A couple years ago when I started playing with vagrant to setup both windows and linux VMs, I wished there was a powershell equivalent of Vagrant's ssh command that would drop me into a powershell session on the windows vagrant box. Sure its simple enough to find the IP and winrm port of the box and run Enter-PSSession with the credentials given to vagrant, but a simple "vagrant powershell" just makes it so much more seamless.
After gaining some familiarity with ruby, I submitted a PR to the vagrant github repo implementing this command. The command essentially shells out to powershell.exe and runs Enter-PSSession pointing to the vagrant guest using the same credentials that the vagrant's winrm communicator uses.
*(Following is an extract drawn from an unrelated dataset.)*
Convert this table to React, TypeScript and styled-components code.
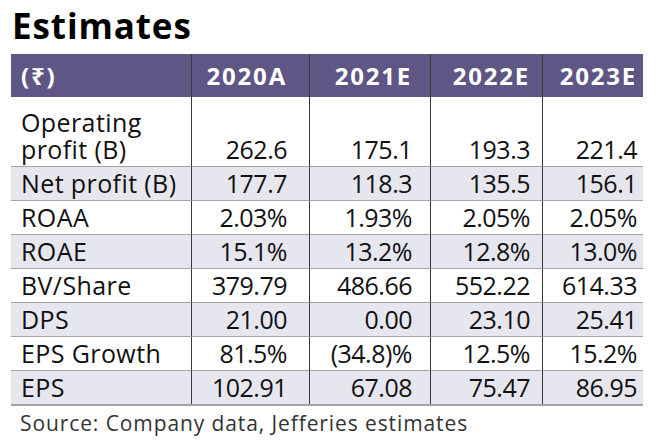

Additionally, it temporarily adds the vagrant winrm endpoint to the host's Trusted Host entries, restoring the original entries once the command exits.
Its been a good while since that submission, but I'm excited to see it released in this week's first minor version update since that time.
Small bug/annoyance
Note that the up and down arrow keys do not cycle through command history. While I thought that was working a ways back, its possible that other changes around vagrant's handling of subprocesses caused this to pop up. At any rate, I just submitted a fix for that today and hope it is merged by the next bug fix release.
Only works on windows
The vagrant powershell command is only available on Windows hosts. Currently there is no cross platform implementation of the Powershell Remoting Protocol. There is a ruby based winrm repl but it is extremely limited compared to a true powershell session. However, the vagrant powershell command does provide a --command argument for running ad hoc non-interactive commands on the vagrant box. It would be easy to at least support that on non windows boxes.